Ces recompositions, opérées dans l’opacité, nourrissent incertitude et confusion. « Dans le cadre de la succession, chacun essaie d’être en meilleure position possible avec des alliances solides, vis-à-vis des groupes au sein du système mais aussi dans l’opinion », analyse le journaliste d’El Watan Hacen Ouali, pour qui « ça piège tout le monde : personne n’émerge, personne n’avance, et c’est du temps perdu pour le pays ». L’opposition a le plus grand mal à se faire entendre.

« On braque les projecteurs sur un malade pour cacher le vrai malade : le régime, incapable d’imaginer autre chose que ce qu’il a fait jusqu’ici », estime pour sa part Sid Ahmed Ghozali, ancien premier ministre passé dans l’opposition, qui dénonce une fuite en avant devant les questions de fond, au premier rang desquelles la situation économique plombée par la dégringolade du prix du pétrole.

Des députés de l'opposition envahissent la tribune de l'Assemblée nationale pour manifester leur opposition à la loi de finances 2016 à Alger, le 30 novembre 2015.

La principale ressource du pays est passée sous la barre des 40 dollars le baril quand celui-ci devrait atteindre 120 dollars pour assurer au pays un budget à l’équilibre. Le projet de loi de finances 2016 a été adopté par les députés, le 30 novembre, dans un climat de fronde.

Le texte prévoit des augmentations de taxes sur le gasoil ou la consommation d’électricité.

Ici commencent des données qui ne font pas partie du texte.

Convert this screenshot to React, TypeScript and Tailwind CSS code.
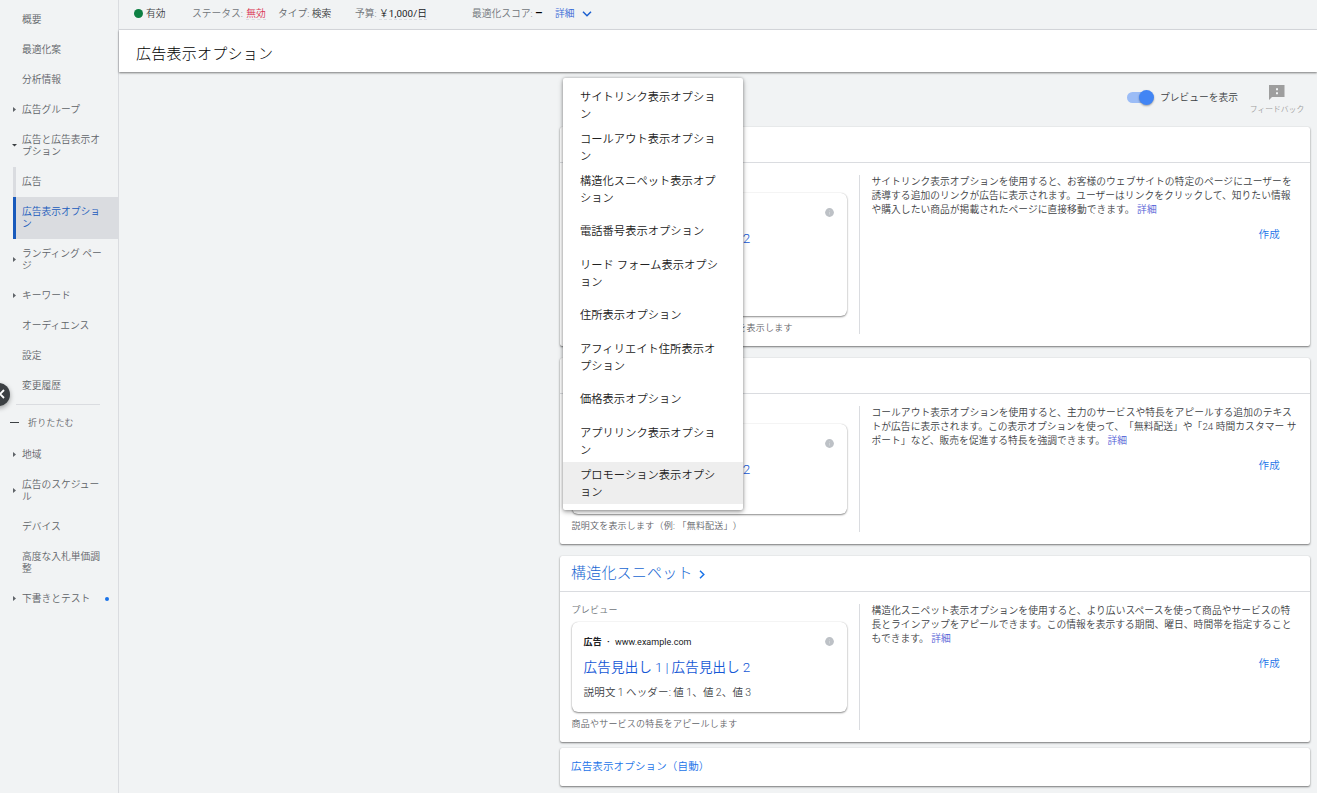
import { Fragment } from 'react';
import clsx from 'clsx';

type NavItem = {
  lines: string[];
  arrow?: 'right' | 'down';
  child?: boolean;
  selected?: boolean;
  dot?: boolean;
};

const mainNav: NavItem[] = [
  { lines: ['概要'] },
  { lines: ['最適化案'] },
  { lines: ['分析情報'] },
  { lines: ['広告グループ'], arrow: 'right' },
  { lines: ['広告と広告表示オ', 'プション'], arrow: 'down' },
  { lines: ['広告'], child: true },
  { lines: ['広告表示オプショ', 'ン'], child: true, selected: true },
  { lines: ['ランディング ペー', 'ジ'], arrow: 'right' },
  { lines: ['キーワード'], arrow: 'right' },
  { lines: ['オーディエンス'] },
  { lines: ['設定'] },
  { lines: ['変更履歴'] },
];

const moreNav: NavItem[] = [
  { lines: ['地域'], arrow: 'right' },
  { lines: ['広告のスケジュー', 'ル'], arrow: 'right' },
  { lines: ['デバイス'] },
  { lines: ['高度な入札単価調', '整'] },
  { lines: ['下書きとテスト'], arrow: 'right', dot: true },
];

const menuItems = [
  ['サイトリンク表示オプショ', 'ン'],
  ['コールアウト表示オプショ', 'ン'],
  ['構造化スニペット表示オプ', 'ション'],
  ['電話番号表示オプション'],
  ['リード フォーム表示オプシ', 'ョン'],
  ['住所表示オプション'],
  ['アフィリエイト住所表示オ', 'プション'],
  ['価格表示オプション'],
  ['アプリリンク表示オプショ', 'ン'],
  ['プロモーション表示オプシ', 'ョン'],
];

type Extension = {
  title?: string;
  full?: boolean;
  tall?: boolean;
  caption: string;
  description: string[];
};

const extensions: Extension[] = [
  {
    tall: true,
    caption: 'ウェブサイトの特定のページへのリンクを表示します',
    description: [
      'サイトリンク表示オプションを使用すると、お客様のウェブサイトの特定のページにユーザーを',
      '誘導する追加のリンクが広告に表示されます。ユーザーはリンクをクリックして、知りたい情報',
      'や購入したい商品が掲載されたページに直接移動できます。',
    ],
  },
  {
    caption: '説明文を表示します（例: 「無料配送」）',
    description: [
      'コールアウト表示オプションを使用すると、主力のサービスや特長をアピールする追加のテキス',
      'トが広告に表示されます。この表示オプションを使って、「無料配送」や「24 時間カスタマー サ',
      'ポート」など、販売を促進する特長を強調できます。',
    ],
  },
  {
    title: '構造化スニペット',
    full: true,
    caption: '商品やサービスの特長をアピールします',
    description: [
      '構造化スニペット表示オプションを使用すると、より広いスペースを使って商品やサービスの特',
      '長とラインアップをアピールできます。この情報を表示する期間、曜日、時間帯を指定すること',
      'もできます。',
    ],
  },
];

const cardShadow = 'shadow-[0_1px_2px_rgba(0,0,0,0.5),0_0_1px_rgba(0,0,0,0.15)]';

function Lines({ lines }: { lines: string[] }) {
  return (
    <>
      {lines.map((line, i) => (
        <Fragment key={i}>
          {i > 0 && <br />}
          {line}
        </Fragment>
      ))}
    </>
  );
}

function NavRow({ item }: { item: NavItem }) {
  return (
    <a
      className={clsx(
        'flex items-center ml-[13px] text-[9.75px] leading-3 whitespace-nowrap',
        item.lines.length > 1 ? 'h-[42px]' : 'h-[30px]',
        item.child && 'border-l-[3px]',
        item.selected ? 'bg-[#dadce0] border-[#185abc] text-[#185abc]' : 'border-[#dadce0] text-[#5f6368]',
      )}
    >
      {!item.child && (
        <span className="w-[3px] shrink-0">
          {item.arrow === 'right' && (
            <svg width="3" height="5" viewBox="0 0 3 5" className="-mt-0.5" fill="#5f6368">
              <path d="M0 0L3 2.5L0 5Z" />
            </svg>
          )}
          {item.arrow === 'down' && (
            <svg width="5" height="3" viewBox="0 0 5 3" className="-mt-0.5 -ml-px max-w-none" fill="#3c4043">
              <path d="M0 0H5L2.5 2.5Z" />
            </svg>
          )}
        </span>
      )}
      <span className="ml-1.5">
        <Lines lines={item.lines} />
      </span>
      {item.dot && <span className="ml-auto mr-[9px] size-1 rounded-full bg-[#1a73e8]" />}
    </a>
  );
}

function Sidebar() {
  return (
    <nav className="relative w-[119px] shrink-0 border-r border-[#dadce0] pt-[5px]">
      {mainNav.map((item, i) => (
        <NavRow key={i} item={item} />
      ))}
      <div className="mt-[3px] ml-4 w-[84px] h-px bg-[#dadce0]" />
      <div className="flex items-center h-[35px] pt-[3px] pl-2.5 text-[9px] tracking-[0.15px] text-[#5f6368]">
        <span className="w-[9px] h-px bg-[#3c4043] mb-1" />
        <span className="ml-[9px]">折りたたむ</span>
      </div>
      {moreNav.map((item, i) => (
        <NavRow key={i} item={item} />
      ))}
      {/* Collapse handle hanging over the window edge */}
      <button className="absolute -left-[13px] top-[383px] size-[23px] rounded-full bg-[#3c4043] shadow-[0_2px_5px_rgba(0,0,0,0.35)]">
        <svg width="6" height="10" viewBox="0 0 6 10" className="absolute left-3 top-[6px]" fill="none" stroke="#fff" strokeWidth="1.8">
          <path d="M5 1L1 5L5 9" />
        </svg>
      </button>
    </nav>
  );
}

function StatusBar() {
  return (
    <div className="flex items-center h-[30px] pb-[3px] pl-[15px] border-b border-[#dadce0] text-[9.75px] leading-[13px] text-[#3c4043] whitespace-nowrap">
      <div className="w-[58px] flex items-center">
        <span className="size-[9px] mt-px rounded-full bg-[#0d8043] mr-[3px]" />
        有効
      </div>
      <div className="w-[86px]">
        <span className="text-[#70757a]">ステータス: </span>
        <span className="ml-px text-[#d93050] border-b border-dashed border-[#dadce0]">無効</span>
      </div>
      <div className="w-[77px]">
        <span className="text-[#5f6368]">タイプ: </span>
        検索
      </div>
      <div className="w-[117px]">
        <span className="text-[#70757a]">予算: </span>
        <span className="font-normal tracking-[0.1px] text-[#202124] border-b border-dashed border-[#dadce0]">
          <span className="font-[350]">￥</span>1,000/<span className="font-[350]">日</span>
        </span>
      </div>
      <div className="w-[83px]">
        <span className="text-[#70757a]">最適化スコア: </span>
        <span className="text-[12px] font-medium text-black">–</span>
      </div>
      <span className="text-[#3367d6]">詳細</span>
      <svg width="10" height="6" viewBox="0 0 10 6" className="ml-[7px] mt-0.5" fill="none" stroke="#1a5fd0" strokeWidth="1.5">
        <path d="M1 0.8L5 4.8L9 0.8" />
      </svg>
    </div>
  );
}

function Toolbar() {
  return (
    <div className="flex h-[54px] justify-end pr-3">
      <div className="flex items-center h-[49px]">
        <span className="relative w-[27px] h-[15px] flex items-center">
          <span className="w-[23px] h-[11px] rounded-full bg-[#9bbcf6]" />
          <span className="absolute right-0 top-0 size-[15px] rounded-full bg-[#4285f4] shadow-[0_1px_2px_rgba(0,0,0,0.35)]" />
        </span>
        <span className="ml-1.5 pt-px text-[9.75px] text-[#3c4043]">プレビューを表示</span>
      </div>
      <div className="flex flex-col items-center w-[56px] ml-[11px] pt-3 text-[#9e9e9e]">
        <svg width="16" height="15" viewBox="0 0 16 15" fill="#9e9e9e">
          <path d="M0 0H15.5V12H3L0 15Z" />
          <path d="M7 3.2H9V5.2H7ZM7 7.2H9V9.2H7Z" fill="#f1f3f4" />
        </svg>
        <span className="text-[7.8px] leading-[10px] mt-[5px] whitespace-nowrap">フィードバック</span>
      </div>
    </div>
  );
}

function InfoIcon() {
  return (
    <svg width="9" height="9" viewBox="0 0 9 9" className="absolute right-[13px] top-[15px]">
      <circle cx="4.5" cy="4.5" r="4.4" fill="#bdc1c6" />
      <path d="M4.5 4V6.6M4.5 2.4V3.2" stroke="#cfd3d6" />
    </svg>
  );
}

function AdPreview({ extension }: { extension: Extension }) {
  return (
    <div
      className={clsx(
        'relative w-[275.4px] rounded-md pl-3 pt-[13px] text-[#3c4043] whitespace-nowrap shadow-[0_1px_2px_rgba(0,0,0,0.45),0_0_1px_rgba(0,0,0,0.2)]',
        extension.tall ? 'h-[123px]' : 'h-[90px]',
      )}
    >
      <InfoIcon />
      <div className="h-[15px] flex items-center text-[9px] text-[#202124]">
        {extension.full && (
          <>
            <b className="font-bold">広告</b>
            <span className="mx-[5px] font-bold">·</span>
            <span className="tracking-[0.02px] font-normal">www.example.com</span>
          </>
        )}
      </div>
      <div className="mt-[7px] h-5 leading-5 text-[13.5px] [word-spacing:-0.7px] text-[#1558d6]">広告見出し 1 | 広告見出し 2</div>
      {extension.full && (
        <div className="mt-2 leading-[15px] text-[10.5px] tracking-[0.2px] [word-spacing:-0.6px]">説明文 1 ヘッダー: 値 1、値 2、値 3</div>
      )}
    </div>
  );
}

function ExtensionCard({ extension }: { extension: Extension }) {
  return (
    <section className={clsx('bg-white rounded-xs mb-3', cardShadow)}>
      <h2 className="flex items-center h-9 pl-[11px] border-b border-[#dadce0] text-[15px] font-light tracking-[0.2px] text-[#1967d2]">
        {extension.title && (
          <>
            {extension.title}
            <svg width="6" height="9" viewBox="0 0 6 9" className="ml-1.5 mt-0.5" fill="none" stroke="#1a73e8" strokeWidth="1.5">
              <path d="M1 0.8L4.8 4.5L1 8.2" />
            </svg>
          </>
        )}
      </h2>
      <div className="flex pt-3 pb-3">
        <div className="w-[300px] shrink-0 pl-[11.5px] border-r border-[#dadce0] text-[9px] tracking-[0.22px] text-[#70757a]">
          <div className="h-[18px] pt-px leading-[11px]">{extension.full && 'プレビュー'}</div>
          <AdPreview extension={extension} />
          <div className="h-[18px] pt-1.5 leading-3 text-[#5f6368] whitespace-nowrap">{extension.caption}</div>
        </div>
        <div className="flex-1 pl-[11.5px] text-[#3c4043]">
          <p className="text-[9.75px] leading-[14px] tracking-[0.04px] whitespace-nowrap">
            <Lines lines={extension.description} /> <a className="text-[#4f5bd5]">詳細</a>
          </p>
          <div className="mt-2.5 pr-[30px] text-right text-[10.5px] leading-4 tracking-[0.2px] text-[#1a73e8]">作成</div>
        </div>
      </div>
    </section>
  );
}

function ExtensionMenu() {
  return (
    <ul className="absolute left-[563px] top-[78px] w-[180px] py-1.5 bg-white rounded-xs text-[11.25px] leading-[17px] text-[#212121] whitespace-nowrap shadow-[0_2px_5px_rgba(0,0,0,0.35),0_0_3px_rgba(0,0,0,0.25)]">
      {menuItems.map((lines, i) => (
        <li key={i} className={clsx('flex items-center h-[42px] pt-px pl-[17px] tracking-[0.04px]', i === menuItems.length - 1 && 'bg-[#eee]')}>
          <span>
            <Lines lines={lines} />
          </span>
        </li>
      ))}
    </ul>
  );
}

export default function App() {
  return (
    <div
      lang="ja"
      className="relative flex h-[793px] w-[1317px] overflow-hidden bg-[#f1f3f4] font-[Roboto,'Noto_Sans_CJK_JP',sans-serif] font-[350] [text-spacing-trim:space-all]"
    >
      <Sidebar />
      <main className="flex-1 min-w-0">
        <StatusBar />
        <h1 className="relative h-[42px] mb-px pl-[17px] leading-[48px] bg-white text-[15px] font-light tracking-[0.25px] text-black shadow-[0_1px_2px_rgba(0,0,0,0.5)]">
          広告表示オプション
        </h1>
        <Toolbar />
        <div className="ml-[441px] w-[750px]">
          {extensions.map((extension, i) => (
            <ExtensionCard key={i} extension={extension} />
          ))}
          <div className={clsx('-mt-1.5 h-[38px] pl-[11px] bg-white rounded-xs text-[10.5px] leading-[38px] tracking-[0.15px] text-[#1a73e8]', cardShadow)}>
            広告表示オプション（自動）
          </div>
        </div>
      </main>
      <ExtensionMenu />
    </div>
  );
}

Même minimes, celles-ci sont politiquement très sensibles alors que le pouvoir s’assure une paix sociale par la redistribution d’une partie de la manne pétrolière à travers les transferts sociaux (estimés à un quart du PIB).

Beaucoup s’interrogent : que se passera-t-il lorsque, les réserves épuisées, les effets de ce choc pétrolier se feront réellement sentir sur la vie quotidienne des Algériens ? « Cela signifierait que l’on coupe le seul lien existant entre le pouvoir et les citoyens », rappelle M. Djabi.